Immune Regulation and Autoimmunity
N-glycan branching deficiencies have a profound influence on immune function. In T cells, reduced branching reduces receptor clustering and signaling thresholds, diminishes CTLA-4 surface maintenance, and biases differentiation towards pro-inflammatory TH1 and TH17 subsets but limits Treg and TH2 subsets. These changes cause hyperactivation and autoimmune pathology in human systems. N-glycan branching deficiency also impairs B cell development and tolerance, promotes antigen-presenting cell–mediated demyelination by hyper-signaling through Toll-like receptors, and inhibits repair myelin by oligodendrocyte precursor cells. All of these deficiencies combine with genetic and environmental risk factors to produce multiple sclerosis (MS).

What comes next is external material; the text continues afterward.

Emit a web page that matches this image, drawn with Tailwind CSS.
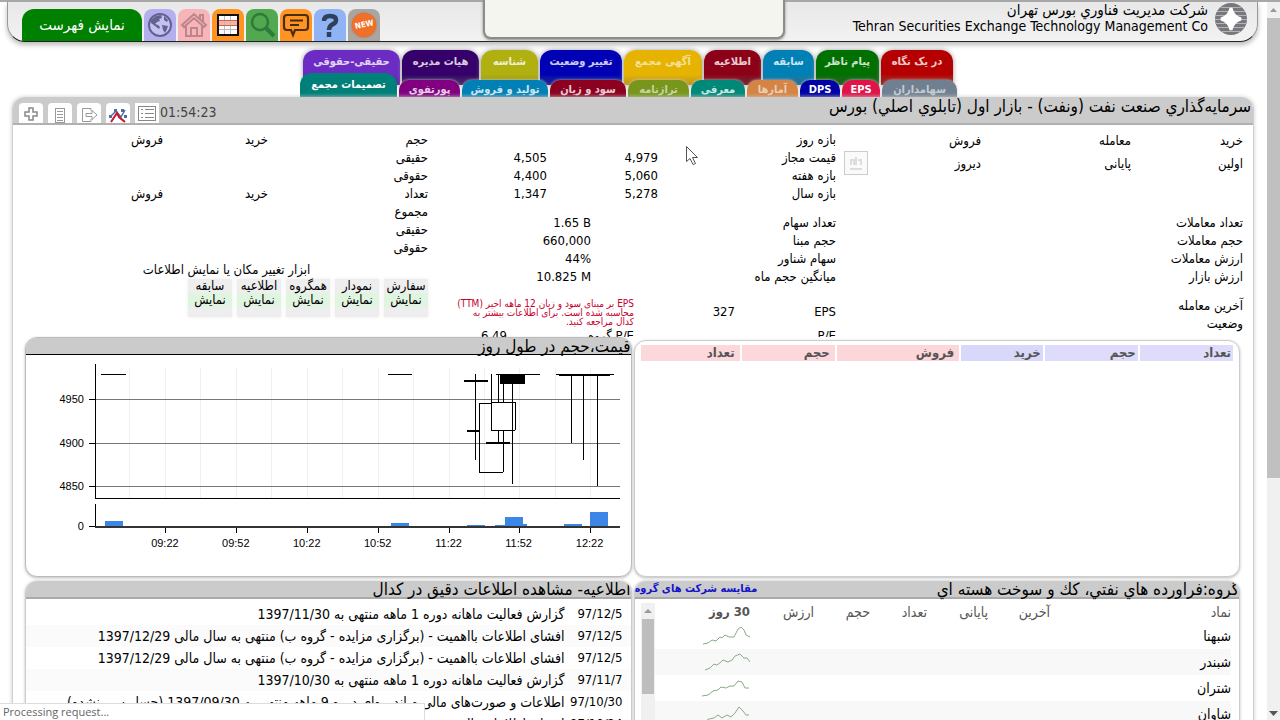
<!DOCTYPE html>
<html lang="fa">
<head>
    <meta charset="UTF-8">
    <meta name="viewport" content="width=device-width, initial-scale=1.0">
    <title>سرمایه‌گذاری صنعت نفت (ونفت)</title>
    <script src="https://cdn.jsdelivr.net/npm/@tailwindcss/browser@4"></script>
</head>
<body class="relative flex h-screen overflow-hidden bg-white text-black text-[13px] leading-[18px] font-['DejaVu_Sans_Condensed','DejaVu_Sans',sans-serif]">

    <div class="flex-1 min-w-0 overflow-hidden border-t-2 border-[#a8a8a8]">

        <!-- Top bar -->
        <header class="ml-[7px] mr-[9px] h-10 flex items-end justify-between pl-[14px] pr-[9px] bg-linear-to-b from-[#e8e8e8] to-[#f2f2f2] border border-t-0 border-[#999] border-b-[#222] rounded-b-[18px] shadow-[0_3px_5px_#bbb]">
            <nav class="flex items-end gap-[2px]">
                <button class="w-[120px] h-8 rounded-t-xl bg-[#008000] text-white text-[15px]">نمایش فهرست</button>
                <button aria-label="بازار" class="w-8 h-8 rounded-t-lg bg-[#b4b0f0] flex items-center justify-center">
                    <svg width="26" height="26" viewBox="0 0 26 26"><circle cx="13" cy="13" r="11" fill="#c3c0f2" stroke="#62628e" stroke-width="2"/><path d="M4 8l5-4 5-1 1 3-3 1 1 2-3 1-2 2 3 1 2 2-1 2-4-3-4-3zM17 4l4 4-1 2-3-2zM15 13l6 1-1 3-2 4-2-3z" fill="#62628e"/></svg>
                </button>
                <button aria-label="خانه" class="w-8 h-8 rounded-t-lg bg-[#f7b5ba] flex items-center justify-center">
                    <svg width="28" height="28" viewBox="0 0 28 28" fill="none" stroke="#bd868b" stroke-width="2"><path d="M2 14L14 3l12 11-2 2L14 7 4 16zM6 15v10h16V15M20 8V4h3v7"/><path d="M11 25v-8h6v8"/></svg>
                </button>
                <button aria-label="جدول" class="w-8 h-8 rounded-t-lg bg-[#ff9423] flex items-center justify-center">
                    <svg width="22" height="22" viewBox="0 0 22 22"><rect x="1" y="1" width="20" height="20" fill="#fff" stroke="#111" stroke-width="2"/><path d="M2 7h18v4H2z" fill="#f3b5a5"/><path d="M7.500 2v18M13.500 2v18M2 15.500h18" stroke="#bbb"/><path d="M2 6.500h18M2 11.500h18" stroke="#d4624c"/></svg>
                </button>
                <button aria-label="جستجو" class="w-8 h-8 rounded-t-lg bg-[#51a851] flex items-center justify-center">
                    <svg width="28" height="28" viewBox="0 0 28 28" fill="none" stroke="#2f7a38"><circle cx="12" cy="11" r="8" stroke-width="2.500"/><path d="M18 17l8 8" stroke-width="4"/></svg>
                </button>
                <button aria-label="پیام" class="w-8 h-8 rounded-t-lg bg-[#ff9423] flex items-center justify-center">
                    <svg width="28" height="28" viewBox="0 0 28 28" fill="none" stroke="#4a2c10" stroke-width="2.200"><path d="M5 4h18q3 0 3 3v9q0 3-3 3H13l-2 5-2-5H5q-3 0-3-3V7q0-3 3-3z"/><path d="M8 9.500h13M8 14h9"/></svg>
                </button>
                <button aria-label="راهنما" class="w-8 h-8 rounded-t-lg bg-[#8fb3f5] flex items-center justify-center">
                    <svg width="24" height="28" viewBox="0 0 24 28" fill="none" stroke="#30405c" stroke-width="4.500"><path d="M6 10q0-5 6-5t6 4q0 3-3 4-4 2-4 6"/><path d="M11 21v5"/></svg>
                </button>
                <button aria-label="جدید" class="w-8 h-8 rounded-t-lg bg-[#a9a5a3] flex items-center justify-center">
                    <span class="w-6 h-6 rounded-full bg-[#f0702a] shadow-[0_0_2px_#c50] flex items-center justify-center"><span class="-rotate-12 text-white text-[8px] font-bold">NEW</span></span>
                </button>
            </nav>
            <div class="flex items-start gap-[6px] h-full">
                <div dir="rtl" class="text-[14px] leading-4">
                    <p class="text-[15px]">شرکت مدیریت فناوري بورس تهران</p>
                    <p dir="ltr">Tehran Securities Exchange Technology Management Co</p>
                </div>
                <svg width="34" height="34" viewBox="0 0 34 34"><circle cx="17" cy="17" r="16" fill="#77777d"/><path d="M3 9.500h28M1 13.500h32M1 17.500h32M1 21.500h32M3 25.500h28M7 5.500h20M8 29.500h18" stroke="#b4b4b8"/><path d="M17 6q2 9 10 11-8 2-10 11-2-9-10-11 8-2 10-11z" fill="#fff" stroke="#fff" stroke-width="3"/></svg>
            </div>
        </header>

        <!-- Tabs -->
        <nav class="mt-2 ml-[300px] w-[657px] text-[11px] font-bold text-white/80 whitespace-nowrap">
            <div class="flex gap-[2px] ml-[3px] h-[35px]">
                <button class="w-[97px] pb-3 rounded-t-xl bg-linear-to-b from-[#6c2cc4] from-70% to-[#5a2a9c] shadow-[0_0_5px_#999]">حقیقی-حقوقی</button>
                <button class="w-[77px] pb-3 rounded-t-xl bg-linear-to-b from-[#35006a] from-70% to-[#4b2c68] shadow-[0_0_5px_#999]">هیات مدیره</button>
                <button class="w-[57px] pb-3 rounded-t-xl bg-linear-to-b from-[#b0b010] from-70% to-[#8c8c1c] shadow-[0_0_5px_#999]">شناسه</button>
                <button class="w-[82px] pb-3 rounded-t-xl bg-linear-to-b from-[#0000b4] from-70% to-[#20208c] shadow-[0_0_5px_#999]">تغییر وضعیت</button>
                <button class="w-[78px] pb-3 rounded-t-xl bg-linear-to-b from-[#e6b400] from-70% to-[#b8941c] shadow-[0_0_5px_#999] text-white/60">آگهی مجمع</button>
                <button class="w-[57px] pb-3 rounded-t-xl bg-linear-to-b from-[#8c0018] from-70% to-[#6c2430] shadow-[0_0_5px_#999]">اطلاعیه</button>
                <button class="w-[51px] pb-3 rounded-t-xl bg-linear-to-b from-[#0080b4] from-70% to-[#286c8c] shadow-[0_0_5px_#999]">سابقه</button>
                <button class="w-[63px] pb-3 rounded-t-xl bg-linear-to-b from-[#007000] from-70% to-[#245c24] shadow-[0_0_5px_#999]">پیام ناظر</button>
                <button class="w-[72px] pb-3 rounded-t-xl bg-linear-to-b from-[#b40000] from-70% to-[#8c2828] shadow-[0_0_5px_#999]">در یک نگاه</button>
            </div>
            <div class="relative flex items-end gap-[2px] -mt-3 h-6 leading-[14px]">
                <button class="w-[97px] h-full rounded-t-xl bg-[#008078] text-white">تصمیمات مجمع</button>
                <button class="w-[61px] h-[17px] pt-[3px] rounded-t-[10px] bg-[#800080] shadow-[0_0_3px_#ccc]">پورتفوی</button>
                <button class="w-[86px] h-[17px] pt-[3px] rounded-t-[10px] bg-[#0080b4] shadow-[0_0_3px_#ccc]">تولید و فروش</button>
                <button class="w-[76px] h-[17px] pt-[3px] rounded-t-[10px] bg-[#8c0020] shadow-[0_0_3px_#ccc]">سود و زیان</button>
                <button class="w-[61px] h-[17px] pt-[3px] rounded-t-[10px] bg-[#78961c] shadow-[0_0_3px_#ccc] text-white/60">ترازنامه</button>
                <button class="w-[54px] h-[17px] pt-[3px] rounded-t-[10px] bg-[#008878] shadow-[0_0_3px_#ccc]">معرفی</button>
                <button class="w-[51px] h-[17px] pt-[3px] rounded-t-[10px] bg-[#d48444] shadow-[0_0_3px_#ccc] text-white/60">آمارها</button>
                <button class="w-[40px] h-[17px] pt-[3px] rounded-t-[10px] bg-[#0000a4] text-white shadow-[0_0_3px_#ccc]">DPS</button>
                <button class="w-[38px] h-[17px] pt-[3px] rounded-t-[10px] bg-[#e01448] text-white shadow-[0_0_3px_#ccc]">EPS</button>
                <button class="w-[75px] h-[17px] pt-[3px] rounded-t-[10px] bg-[#708090] shadow-[0_0_3px_#ccc] text-white/60">سهامداران</button>
            </div>
        </nav>

        <!-- Instrument window -->
        <main class="relative ml-3 mr-[13px] border-x border-[#d0d0d0] rounded-t-xl shadow-[0_0_4px_#ccc]">
            <div class="flex justify-between h-7 bg-[#cbcbcb] border-b-2 border-[#b0b0b0] rounded-t-xl pl-[6px] pr-[2px]">
                <div class="flex items-end gap-[5px]">
                    <button aria-label="افزودن" class="w-6 h-5 rounded-t-sm bg-white flex items-center justify-center"><svg width="16" height="16" viewBox="0 0 16 16" fill="none" stroke="#888" stroke-width="1.500"><path d="M6 3h4v4h4v4h-4v4H6v-4H2V7h4z"/></svg></button>
                    <button aria-label="ماشین حساب" class="w-6 h-5 rounded-t-sm bg-white flex items-end justify-center"><svg width="12" height="16" viewBox="0 0 12 16" fill="none" stroke="#999"><rect x="1.500" y="1.500" width="9" height="14"/><path d="M3 4.500h6M3 7.500h6M3 10.500h6M3 13.500h6"/></svg></button>
                    <button aria-label="خروجی" class="w-6 h-5 rounded-t-sm bg-white flex items-end justify-center"><svg width="18" height="16" viewBox="0 0 18 16" fill="none" stroke="#999"><path d="M11 4V1.500H2.500v13H11V12"/><path d="M6 6.500h6v-3l5 4.500-5 4.500v-3H6z"/></svg></button>
                    <button aria-label="نمودار" class="w-6 h-5 rounded-t-sm bg-white flex items-end justify-center"><svg width="18" height="16" viewBox="0 0 18 16" fill="none"><path d="M2 9L7 4l5 6 4-7" stroke="#4a6ea8" stroke-width="1.500"/><path d="M2 15l6-9 2 4 6 5" stroke="#c8142c" stroke-width="2"/><path d="M0 8h3v3H0zM5 2h3v3H5zM12 2h3v3h-3zM15 8h3v3h-3z" fill="#4a6ea8"/></svg></button>
                    <button aria-label="فهرست" class="w-6 h-5 bg-white flex items-center justify-center"><svg width="20" height="17" viewBox="0 0 20 17" fill="none" stroke="#888"><rect x="1.500" y="1.500" width="17" height="14"/><path d="M4 4.500h2M4 8.500h2M4 12.500h2M8 4.500h9M8 8.500h9M8 12.500h9"/></svg></button>
                    <span class="text-[14px] leading-[22px] text-[#444] -ml-1">01:54:23</span>
                </div>
                <h1 dir="rtl" class="text-[17px] leading-[18px]">سرمایه‌گذاري صنعت نفت (ونفت) - بازار اول (تابلوي اصلي) بورس</h1>
            </div>

            <!-- Summary -->
            <section dir="rtl" class="grid grid-cols-[399fr_400fr_403fr] gap-x-2 h-[212px] overflow-hidden pt-1 pr-[10px] pl-3">
                <div>
                    <div class="flex">
                        <table class="flex-1 table-fixed">
                            <tr class="h-[22px]"><td class="w-[112px]">خرید</td><td class="w-[150px]">معامله</td><td class="w-[113px]">فروش</td></tr>
                            <tr class="h-[22px]"><td>اولین</td><td>پایانی</td><td>دیروز</td></tr>
                        </table>
                        <button aria-label="نمودار کوچک" class="mt-[22px] w-6 h-6 border border-[#ccc] bg-[#fafafa] flex items-center justify-center"><svg width="16" height="16" viewBox="0 0 16 16" fill="none" stroke="#ddd" stroke-width="2"><path d="M3 10V5h3v5M8 10V2M13 10V5h-3M2 14h12"/></svg></button>
                    </div>
                    <table class="mt-[39px]">
                        <tr><td>تعداد معاملات</td></tr>
                        <tr><td>حجم معاملات</td></tr>
                        <tr><td>ارزش معاملات</td></tr>
                        <tr><td>ارزش بازار</td></tr>
                    </table>
                    <table class="mt-[11px]">
                        <tr><td>آخرین معامله</td></tr>
                        <tr><td>وضعیت</td></tr>
                    </table>
                </div>
                <div class="pt-[2px]">
                    <table>
                        <tr><td class="w-[178px]">بازه روز</td><td class="w-[111px]"></td><td></td></tr>
                        <tr><td>قیمت مجاز</td><td>4,979</td><td>4,505</td></tr>
                        <tr><td>بازه هفته</td><td>5,060</td><td>4,400</td></tr>
                        <tr><td>بازه سال</td><td>5,278</td><td>1,347</td></tr>
                    </table>
                    <table class="mt-[11px]">
                        <tr><td class="w-[245px]">تعداد سهام</td><td><bdi dir="ltr">1.65 B</bdi></td></tr>
                        <tr><td>حجم مبنا</td><td>660,000</td></tr>
                        <tr><td>سهام شناور</td><td><bdi dir="ltr">44%</bdi></td></tr>
                        <tr><td>میانگین حجم ماه</td><td><bdi dir="ltr">10.825 M</bdi></td></tr>
                    </table>
                    <table class="mt-[11px] w-full table-fixed">
                        <colgroup><col class="w-[101px]"><col class="w-[101px]"><col class="w-[127px]"><col></colgroup>
                        <tr class="h-[30px]"><td>EPS</td><td>327</td><td colspan="2" class="text-[10px] leading-[9px] text-[#c8002c]">EPS بر مبنای سود و زیان 12 ماهه اخیر (TTM)<br>محاسبه شده است. برای اطلاعات بیشتر به<br>کدال مراجعه کنید.</td></tr>
                        <tr><td>P/E</td><td></td><td>P/E گروه</td><td>6.49</td></tr>
                    </table>
                </div>
                <div class="pt-[2px]">
                    <table>
                        <tr><td class="w-[160px]">حجم</td><td class="w-[105px]">خرید</td><td>فروش</td></tr>
                        <tr><td>حقیقی</td></tr>
                        <tr><td>حقوقی</td></tr>
                        <tr><td>تعداد</td><td>خرید</td><td>فروش</td></tr>
                        <tr><td>مجموع</td></tr>
                        <tr><td>حقیقی</td></tr>
                        <tr><td>حقوقی</td></tr>
                    </table>
                    <p class="mt-1 text-center">ابزار تغییر مکان یا نمایش اطلاعات</p>
                    <div class="flex gap-[5px] leading-[14px]">
                        <button class="w-11 h-[38px] pb-[10px] bg-[#eee] shadow-[0_0_4px_#eee]">سفارش<span class="block bg-[#e0f5e0]">نمایش</span></button>
                        <button class="w-11 h-[38px] pb-[10px] bg-[#eee] shadow-[0_0_4px_#eee]">نمودار<span class="block bg-[#e0f5e0]">نمایش</span></button>
                        <button class="w-11 h-[38px] pb-[10px] bg-[#eee] shadow-[0_0_4px_#eee]">همگروه<span class="block bg-[#e0f5e0]">نمایش</span></button>
                        <button class="w-11 h-[38px] pb-[10px] bg-[#eee] shadow-[0_0_4px_#eee]">اطلاعیه<span class="block bg-[#e0f5e0]">نمایش</span></button>
                        <button class="w-11 h-[38px] pb-[10px] bg-[#eee] shadow-[0_0_4px_#eee]">سابقه<span class="block bg-[#e0f5e0]">نمایش</span></button>
                    </div>
                </div>
            </section>

            <!-- Boxes -->
            <div class="grid grid-cols-2 gap-x-[2px] gap-y-1 ml-3 mr-[13px]">
                <section class="bg-white border border-[#bbb] rounded-xl shadow-[0_1px_3px_#bbb] overflow-hidden">
                    <h2 dir="rtl" class="h-[17px] text-[17px] leading-4 bg-[#cbcbcb] border-b border-black">قیمت،حجم در طول روز</h2>
                    <svg class="block w-full mt-px" viewBox="0 0 605 220" shape-rendering="crispEdges" fill="none" stroke="#000" font-family="Liberation Sans" font-size="11">
                        <path stroke="#f0f0f0" d="M103.500 12v130M139.500 12v130M174.500 12v130M210.500 12v130M245.500 12v130M281.500 12v130M316.500 12v130M352.500 12v130M387.500 12v130M423.500 12v130M458.500 12v130M493.500 12v130M529.500 12v130M564.500 12v130"/>
                        <path stroke="#777" d="M70 43.500h524M70 87.500h524M70 130.500h524"/>
                        <path d="M69.500 8v134M69 142.500h525M63 43.500h7M63 87.500h7M63 130.500h7M69.500 148v23M63 170.500h7M139.500 171v6M210.500 171v6M281.500 171v6M352.500 171v6M423.500 171v6M493.500 171v6M564.500 171v6"/>
                        <g fill="#3c86e8" stroke="none"><path d="M79 165h18v5H79zM365 167h18v4h-18zM441 169h18v2h-18zM469 169h18v2h-18zM479 161h18v10h-18zM497 168h4v3h-4zM538 168h18v3h-18zM564 156h18v15h-18z"/></g>
                        <path stroke="#333" stroke-width="2" d="M69 171h525"/>
                        <path d="M75 18.500h25M362 18.500h24M449.500 18v86M465.500 18v28M472.500 18v28M477.500 18v28M472.500 74v13M477.500 74v13M470 18.500h44M530 18.500h58M545.500 19v68M557.500 19v85M571.500 19v111"/>
                        <path d="M453.500 47.500h24v69h-24z"/>
                        <path fill="#fff" d="M465.500 46.500h24v28h-24z"/>
                        <path d="M486.500 18v110"/>
                        <path stroke-width="2" d="M438 25h24M441 75h12M460 87h24M533 19h51"/>
                        <path fill="#000" stroke="none" d="M474 19h25v9h-25z"/>
                        <g fill="#000" stroke="none" text-anchor="end"><text x="58" y="47">4950</text><text x="58" y="91">4900</text><text x="58" y="134">4850</text><text x="58" y="174">0</text></g>
                        <g fill="#000" stroke="none" text-anchor="middle"><text x="139" y="191">09:22</text><text x="210" y="191">09:52</text><text x="281" y="191">10:22</text><text x="352" y="191">10:52</text><text x="423" y="191">11:22</text><text x="493" y="191">11:52</text><text x="564" y="191">12:22</text></g>
                    </svg>
                </section>

                <section dir="rtl" class="bg-white border border-[#ccc] rounded-xl shadow-[0_1px_3px_#bbb] mt-[3px]">
                    <table class="w-full border-separate border-spacing-x-[2px] border-spacing-y-1 px-1 table-fixed text-[13px] leading-4 text-[#555]">
                        <tr class="text-right">
                            <th class="w-[16%] pr-[2px] bg-[#dedcfa]">تعداد</th>
                            <th class="w-[16%] pr-[2px] bg-[#dedcfa]">حجم</th>
                            <th class="w-[14%] pr-[2px] bg-[#d8d8fa]">خرید</th>
                            <th class="w-[21%] pr-[5px] bg-[#fcd6d8]">فروش</th>
                            <th class="w-[16%] pr-[5px] bg-[#fcd8dc]">حجم</th>
                            <th class="w-[17%] pr-[5px] bg-[#fcd8dc]">تعداد</th>
                        </tr>
                    </table>
                </section>

                <section dir="rtl" class="bg-white border-x border-[#ccc] rounded-t-xl shadow-[0_0_3px_#bbb] overflow-hidden h-[180px]">
                    <h2 class="h-[18px] text-[17px] leading-4 bg-[#cbcbcb] border-b-2 border-[#aaa]">اطلاعیه- مشاهده اطلاعات دقیق در کدال</h2>
                    <table class="w-full mt-1 whitespace-nowrap table-fixed text-[14px]">
                        <tr class="h-[22px]"><td class="w-[66px] pr-2 text-[13px]">97/12/5</td><td>گزارش فعالیت ماهانه دوره 1 ماهه منتهی به 1397/11/30</td></tr>
                        <tr class="h-[22px] bg-[#fbfbfb]"><td class="pr-2 text-[13px]">97/12/5</td><td>افشای اطلاعات بااهمیت - (برگزاری مزایده - گروه ب) منتهی به سال مالی 1397/12/29</td></tr>
                        <tr class="h-[22px]"><td class="pr-2 text-[13px]">97/12/5</td><td>افشای اطلاعات بااهمیت - (برگزاری مزایده - گروه ب) منتهی به سال مالی 1397/12/29</td></tr>
                        <tr class="h-[22px] bg-[#fbfbfb]"><td class="pr-2 text-[13px]">97/11/7</td><td>گزارش فعالیت ماهانه دوره 1 ماهه منتهی به 1397/10/30</td></tr>
                        <tr class="h-[22px]"><td class="pr-2 text-[13px]">97/10/30</td><td>اطلاعات و صورت‌های مالی میاندوره‌ای دوره 9 ماهه منتهی به 1397/09/30 (حسابرسی نشده)</td></tr>
                        <tr class="h-[22px]"><td class="pr-2 text-[13px]">97/10/24</td><td>افشای اطلاعات بااهمیت</td></tr>
                    </table>
                </section>

                <section dir="rtl" class="bg-white border-x border-[#ccc] rounded-t-xl shadow-[0_0_3px_#bbb] overflow-hidden h-[180px]">
                    <div class="flex justify-between h-[18px] leading-4 bg-[#cbcbcb] border-b-2 border-[#aaa]">
                        <h2 class="text-[17px]">گروه:فراورده هاي نفتي، كك و سوخت هسته اي</h2>
                        <a href="#" class="text-[11px] font-bold text-[#1414c8]">مقایسه شرکت های گروه</a>
                    </div>
                    <div class="flex">
                        <table class="flex-1 mr-2 mt-[2px] table-fixed text-right text-[14px]">
                            <thead class="text-[#555]">
                                <tr class="h-[22px]"><th class="w-[181px] font-normal">نماد</th><th class="w-[62px] font-normal">آخرین</th><th class="w-[61px] font-normal">پایانی</th><th class="w-[57px] font-normal">تعداد</th><th class="w-[56px] font-normal">حجم</th><th class="w-[64px] font-normal">ارزش</th><th class="text-[13px] font-bold">30 روز</th></tr>
                            </thead>
                            <tbody>
                                <tr class="h-[26px]"><td colspan="6">شبهنا</td><td><svg width="48" height="18" viewBox="0 0 48 18" fill="none" stroke="#86ac86"><path d="M1 17l5-1 4-3 4 1 4-4 2 1 3-3 4 2 5 0 4-8 3-2 3 3 2 5 4 2"/></svg></td></tr>
                                <tr class="h-[26px] bg-[#f8f8f8]"><td colspan="6">شبندر</td><td><svg width="48" height="18" viewBox="0 0 48 18" fill="none" stroke="#86ac86"><path d="M3 17l5-2 4-4 3 1 4-3 2-2 5 2 4-2 3-4 5-2 4 4 3 0 3 4"/></svg></td></tr>
                                <tr class="h-[26px]"><td colspan="6">شتران</td><td><svg width="48" height="18" viewBox="0 0 48 18" fill="none" stroke="#86ac86"><path d="M0 17l6-1 5-4 5-1 3-3 5 1 4-2 4 0 4-5 4 1 3 6 4 0"/></svg></td></tr>
                                <tr class="h-[26px] bg-[#f8f8f8]"><td colspan="6">شاوان</td><td><svg width="48" height="18" viewBox="0 0 48 18" fill="none" stroke="#86ac86"><path d="M2 17l5-3 5-1 4-3 4 3 5-3 4 2 4-4 4-6 4 4 3 4 3 0"/></svg></td></tr>
                            </tbody>
                        </table>
                        <div class="w-[14px] ml-[6px] mt-1 bg-[#f0f0f0]">
                            <svg class="block" width="14" height="16" viewBox="0 0 14 16"><path d="M3 10l4-4 4 4z" fill="#999"/></svg>
                            <div class="h-[75px] mx-px bg-[#bebebe]"></div>
                        </div>
                    </div>
                </section>
            </div>
        </main>
    </div>

    <!-- Window scroll bar -->
    <div class="w-[13px] flex flex-col items-center bg-[#f0f0f0] border-t-2 border-[#a8a8a8]">
        <svg class="shrink-0" width="13" height="16" viewBox="0 0 13 16"><path d="M3 10l3.500-4 3.500 4z" fill="#999"/></svg>
        <div class="w-full h-[460px] bg-[#c0c0c0]"></div>
        <svg class="mt-auto shrink-0" width="13" height="16" viewBox="0 0 13 16"><path d="M2 7l4.500 5L11 7z" fill="#555"/></svg>
    </div>

    <!-- Notice box, pointer and status text lie over the page -->
    <div class="absolute left-[483px] top-0 w-[302px] h-[39px] bg-[#f5f5f0] border-2 border-t-0 border-[#8c8c8c] rounded-b-lg shadow-[0_1px_3px_#888]"></div>
    <svg class="absolute left-[685px] top-[145px]" width="14" height="21" viewBox="0 0 14 21"><path d="M1.500 1.500v15l3.500-3 3 6 2.500-1-3-6h5z" fill="#fff" stroke="#555"/></svg>
    <div class="absolute left-0 bottom-0 w-[425px] h-[17px] pl-[3px] bg-white border-t border-r border-[#ddd] text-[11px] leading-4 text-[#666] font-['Open_Sans',sans-serif]">Processing request...</div>

</body>
</html>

Cancer Biology and Immunotherapy
Malignant transformation is almost invariably coupled with aberrant N- and/or O-linked glycosylation, which promotes tumor growth, invasion, and metastasis. Tumor-associated carbohydrate antigens (TACAs) are thus appealing therapeutic targets, yet conventional antibodies bind poorly to glycans. To bypass this issue, we have developed Glycan-dependent T cell Recruiter (GlyTR) immunotherapeutics with support from the NCI Cancer Moonshot program. These bi-specific lectin-based structures have high-avidity, density-dependent binding to branched N-glycans (GlyTR1) or an unselective panel of TACAs, like Tn, sialyl-Tn, LacDiNAc, and GD2 (GlyTR2). GlyTRs activate T cells with femtomolar potency, enabling effective pan-cancer killing at ultralow effector-to-target ratios, yet demonstrating a lack of off-target toxicity in models optimized for human-like expression of glycan.
Our mission is to advance fundamental understanding of glycan regulation and translate these insights into transformative therapies for autoimmune disease and cancer.